Armed with these beneficial therapeutic observations, these authors took their research a step further by pursuing identification of the mechanism(s) underlying these observations, efforts that directed them to notations regarding the influence of ATRA on immunoregulatory pathways. In short, they found decreased effector T-cell function and increased regulatory T-cell activities in association with ATRA treatment. Of further interest, they did not find an effect of ATRA on so-called “Th17 cells,” a population of cells recently implicated in other (i.e., nondiabetic) autoimmune disorders (16–18). These Th17 cells are thought by some (19) to represent the prime mediators of inflammation. Here, it is important to note that while Van et al. (15) found in vitro evidence that ATRA attenuated Th17 differentiation, the failure to demonstrate this in vivo requires further investigation. The authors also correctly point out that in terms of therapy, future studies in recent-onset NOD mice as well as in animals with established type 1 diabetes must be performed.

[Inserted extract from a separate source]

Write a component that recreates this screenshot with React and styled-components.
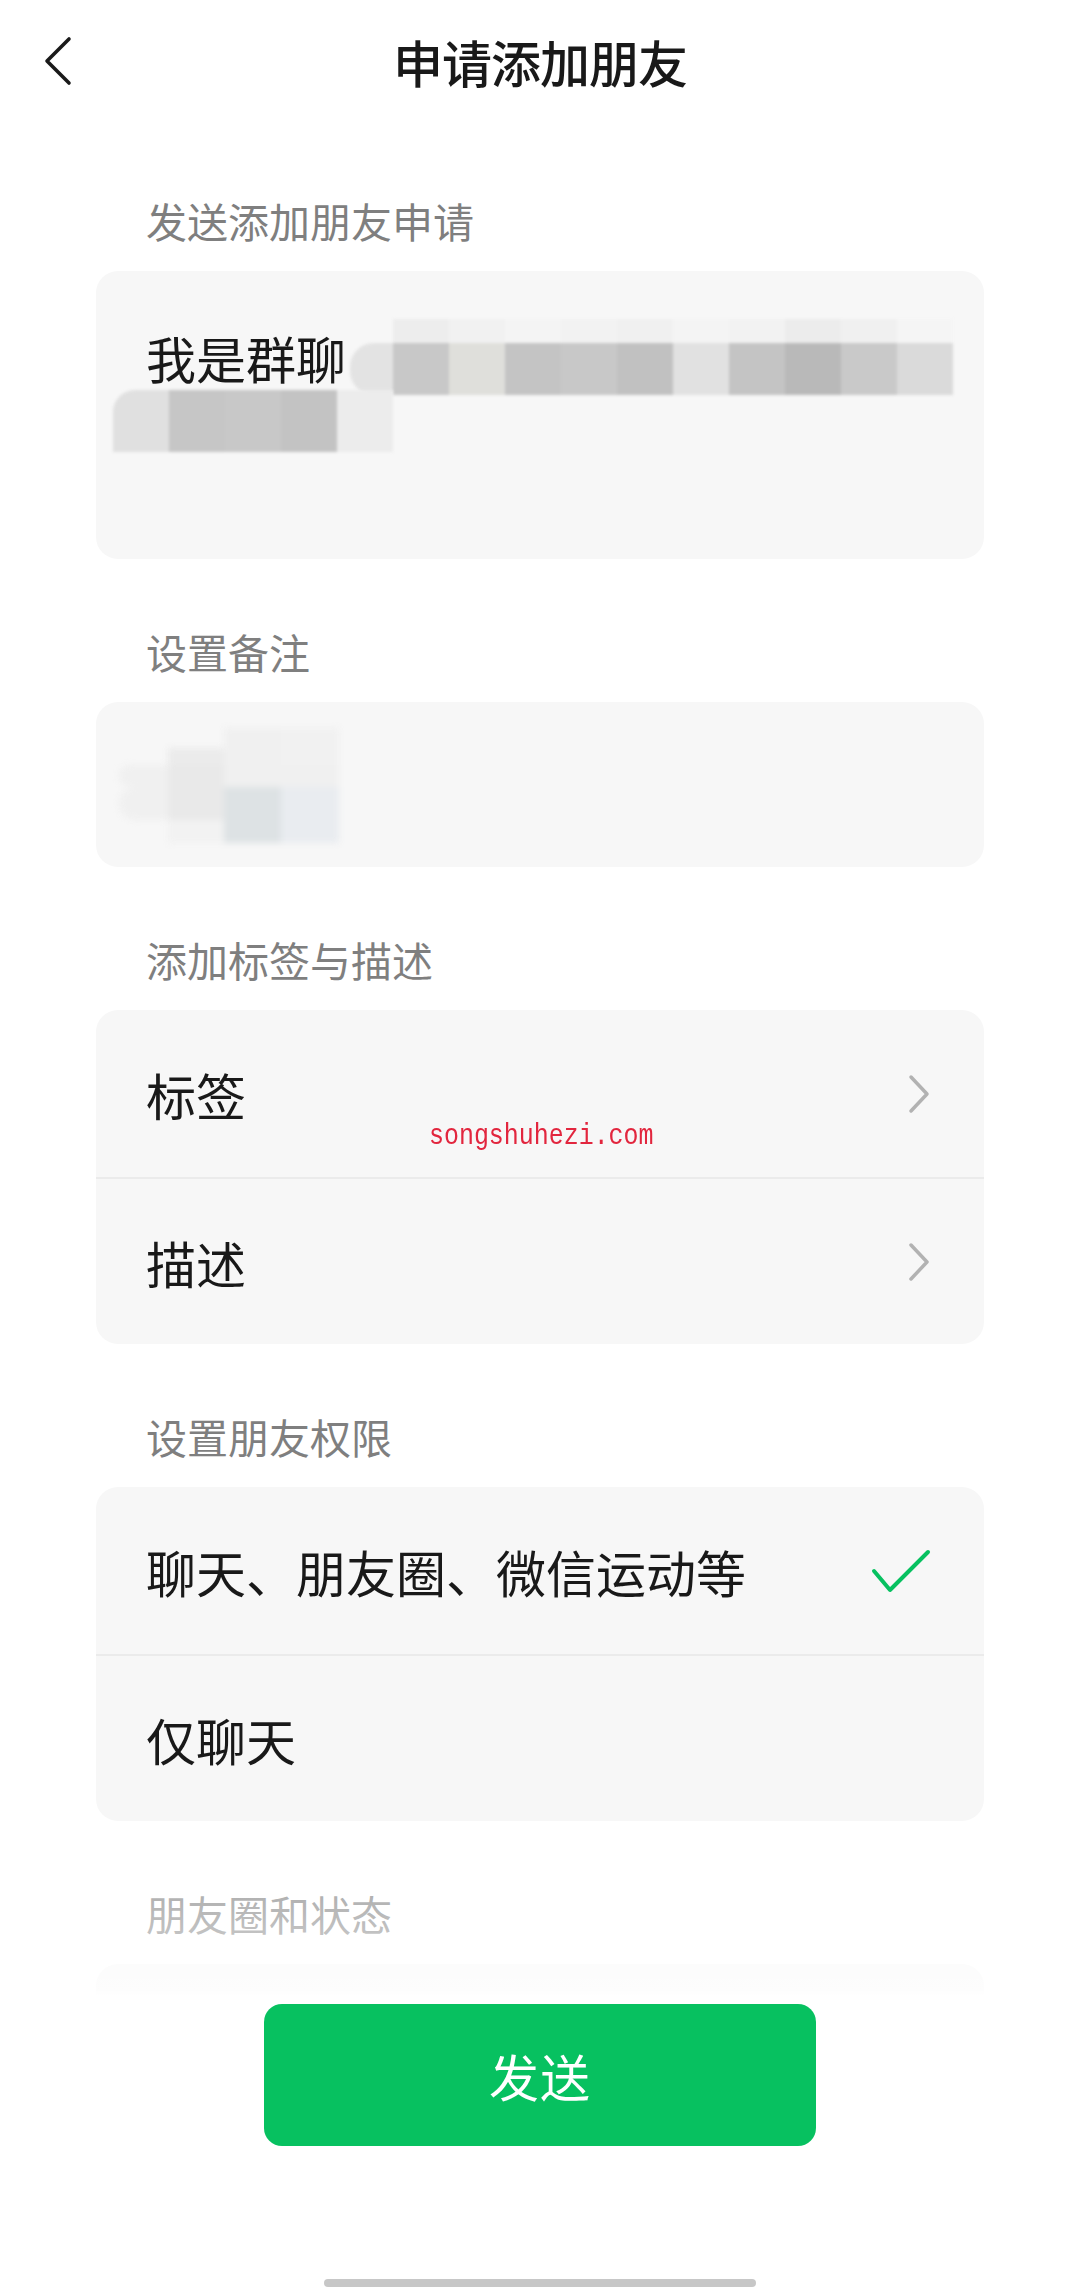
import React from 'react';
import styled, { createGlobalStyle } from 'styled-components';

const GlobalStyle = createGlobalStyle`
    body {
        margin: 0;
        background: #ffffff;
    }
    * {
        box-sizing: border-box;
    }
`;

const Page = styled.div`
    position: relative;
    width: 1080px;
    height: 2288px;
    overflow: hidden;
    background: #ffffff;
    font-family: "Noto Sans CJK SC", "Noto Sans", sans-serif;
    color: #191919;
`;

const Header = styled.div`
    height: 122px;
    display: grid;
    grid-template-columns: 1fr auto 1fr;
    align-items: center;
`;

const BackButton = styled.div`
    justify-self: start;
    padding-left: 42px;
    display: flex;
    align-items: center;
    svg {
        display: block;
    }
`;

const Title = styled.div`
    font-size: 50px;
    line-height: 60px;
    font-weight: 500;
    letter-spacing: -1px;
`;

const Content = styled.div`
    padding: 0 96px;
`;

const SectionLabel = styled.div`
    margin-top: ${props => (props.first ? '69px' : '63px')};
    margin-bottom: 22px;
    padding: 0 50px;
    font-size: 41px;
    line-height: 58px;
    color: #7f7f7f;
`;

const Card = styled.div`
    position: relative;
    background: #f7f7f7;
    border-radius: 22px;
    overflow: hidden;
`;

const MessageCard = styled(Card)`
    height: 288px;
    padding: 47px 0 0 50px;
`;

const RemarkCard = styled(Card)`
    height: 165px;
    padding: 26px 0 0 23px;
`;

const Line = styled.div`
    display: flex;
    align-items: center;
    height: 78px;
`;

const MessageText = styled.span`
    flex-shrink: 0;
    white-space: nowrap;
    font-size: 50px;
    line-height: 62px;
`;

const Mosaic = styled.div`
    flex-shrink: 0;
    display: grid;
    grid-template-columns: ${props => props.cols};
    filter: blur(${props => props.blur || 1.5}px);
    margin-left: ${props => props.offset || 0}px;
    margin-top: ${props => props.top || 0}px;
    width: max-content;
`;

const Cell = styled.div`
    height: ${props => props.h}px;
    background: ${props => props.c || 'transparent'};
    border-radius: ${props => props.round || 0};
`;

const Row = styled.div`
    height: 167px;
    display: flex;
    align-items: center;
    justify-content: space-between;
    padding: 0 ${props => props.right || 53}px 0 50px;
    font-size: 50px;
    line-height: 60px;
    & + & {
        border-top: 2px solid #ebebeb;
    }
    svg {
        display: block;
    }
`;

const Watermark = styled.div`
    position: absolute;
    left: 333px;
    top: 110px;
    font-family: "Liberation Mono", monospace;
    font-size: 29px;
    line-height: 34px;
    color: #e2263e;
    transform: scaleX(0.86);
    transform-origin: left center;
    white-space: nowrap;
`;

const FadedCard = styled(Card)`
    height: 200px;
`;

const BottomBar = styled.div`
    position: absolute;
    left: 0;
    right: 0;
    bottom: 0;
    height: 418px;
    display: flex;
    flex-direction: column;
    align-items: center;
    background: linear-gradient(
        to bottom,
        rgba(255, 255, 255, 0.3) 0px,
        rgba(255, 255, 255, 0.55) 70px,
        rgba(255, 255, 255, 0.72) 118px,
        #ffffff 126px,
        #ffffff 100%
    );
`;

const SendButton = styled.div`
    margin-top: 134px;
    width: 552px;
    height: 142px;
    border-radius: 18px;
    background: #07c160;
    color: #ffffff;
    font-size: 50px;
    line-height: 142px;
    text-align: center;
    letter-spacing: 1px;
`;

const HomeIndicator = styled.div`
    margin-top: auto;
    margin-bottom: 1px;
    width: 432px;
    height: 8px;
    border-radius: 4px;
    background: #c7c7c7;
`;

const msgTop = ['#f3f3f3', '#ededed', '#f1f1f1', '#f4f4f4', '#f2f2f2', '#f0f0f0', '#f4f4f4', '#f2f2f2', '#ececec', '#f0f0f0', '#f5f5f5'];
const msgMain = ['#e3e3e3', '#c8c8c8', '#dfdfdb', '#c4c4c4', '#c8c8c8', '#c1c1c1', '#e1e1e1', '#c4c4c4', '#b9b9b9', '#c9c9c9', '#dadada'];
const msgSecond = ['#e0e0e0', '#c6c6c6', '#c8c8c8', '#c3c3c3', '#ececec'];

const remarkRows = [
    { h: 20, cells: [null, null, '#f0f0f0', '#f1f1f1'] },
    { h: 17, cells: [null, '#ebebeb', '#f0f0f0', '#f1f1f1'] },
    { h: 22, cells: ['#f0f0f0', '#e9e9e9', '#f0f0f0', '#f0f0f0'] },
    { h: 33, cells: ['#f0f0f0', '#e9e9e9', '#dde2e4', '#e9ecf0'] },
    { h: 23, cells: [null, '#f2f2f2', '#dde2e4', '#e9ecf0'] },
];

const Chevron = () => (
    <svg width="24" height="42" viewBox="0 0 24 42">
        <polyline points="4,4 20,21 4,38" fill="none" stroke="#b2b2b2" strokeWidth="3.5" strokeLinecap="round" strokeLinejoin="round" />
    </svg>
);

const Check = () => (
    <svg width="62" height="46" viewBox="0 0 62 46">
        <polyline points="4,23 20,42 58,4" fill="none" stroke="#07c160" strokeWidth="4" strokeLinecap="round" strokeLinejoin="round" />
    </svg>
);

const Back = () => (
    <svg width="32" height="52" viewBox="0 0 32 52">
        <polyline points="27,4 5,26 27,48" fill="none" stroke="#1a1a1a" strokeWidth="3.6" strokeLinecap="round" strokeLinejoin="round" />
    </svg>
);

export default () => {
    return (
        <Page>
            <GlobalStyle />
            <Header>
                <BackButton><Back /></BackButton>
                <Title>申请添加朋友</Title>
                <div />
            </Header>
            <Content>
                <SectionLabel first>发送添加朋友申请</SectionLabel>
                <MessageCard>
                    <Line>
                        <MessageText>我是群聊</MessageText>
                        <Mosaic cols={`43px repeat(10, 56px)`} offset={4}>
                            {msgTop.map((c, i) => <Cell key={'t' + i} h={24} c={i === 0 ? null : c} />)}
                            {msgMain.map((c, i) => <Cell key={'m' + i} h={52} c={c} round={i === 0 ? '24px 0 0 24px' : 0} />)}
                        </Mosaic>
                    </Line>
                    <Mosaic cols={`repeat(5, 56px)`} offset={-33} top={-6}>
                        {msgSecond.map((c, i) => <Cell key={i} h={62} c={c} round={i === 0 ? '22px 0 0 0' : 0} />)}
                    </Mosaic>
                </MessageCard>

                <SectionLabel>设置备注</SectionLabel>
                <RemarkCard>
                    <Mosaic cols="49px 56px 57px 58px" blur={3}>
                        {remarkRows.map((r, ri) => r.cells.map((c, ci) => (
                            <Cell key={ri + '-' + ci} h={r.h} c={c} round={ci === 0 ? '18px 0 0 18px' : 0} />
                        )))}
                    </Mosaic>
                </RemarkCard>

                <SectionLabel>添加标签与描述</SectionLabel>
                <Card>
                    <Row>
                        <span>标签</span>
                        <Chevron />
                    </Row>
                    <Row>
                        <span>描述</span>
                        <Chevron />
                    </Row>
                    <Watermark>songshuhezi.com</Watermark>
                </Card>

                <SectionLabel>设置朋友权限</SectionLabel>
                <Card>
                    <Row right={52}>
                        <span>聊天、朋友圈、微信运动等</span>
                        <Check />
                    </Row>
                    <Row>
                        <span>仅聊天</span>
                    </Row>
                </Card>

                <SectionLabel>朋友圈和状态</SectionLabel>
                <FadedCard />
            </Content>
            <BottomBar>
                <SendButton>发送</SendButton>
                <HomeIndicator />
            </BottomBar>
        </Page>
    );
};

So, what does this all mean in terms of human type 1 diabetes? First, the NOD model has been useful in many investigations, but we have yet to fully translate a prevention or intervention treatment modality from the NOD mouse to man (note: promising agents do exist but do not yet form a standard of care). For this reason, it would have been helpful for Van et al. to have treated the animals with an oral dose (rather than intraperitoneal injection) that would approximate tolerable human doses to avoid hypervitaminosis A. Also, this would fall under the category of a “safe” treatment, with the aforementioned proviso that vitamin A is toxic in high doses. Finally, both vitamin A and D are fat soluble and found in fish oil supplements. Epidemiological evidence suggests that increased consumption of n-3 fatty acids and fish oil (which contain various amounts of vitamin A and D) is associated with reduced type 1 diabetes–associated autoantibody conversion (20). This raises the intriguing possibility that a combination of vitamins A and D, in safe pharmacologically formulated doses rather than the usual daily recommended dose, might be of benefit in the treatment of those at increased risk for type 1 diabetes. Clearly, more studies in animal models as well as in humans are required to validate or disprove this notion.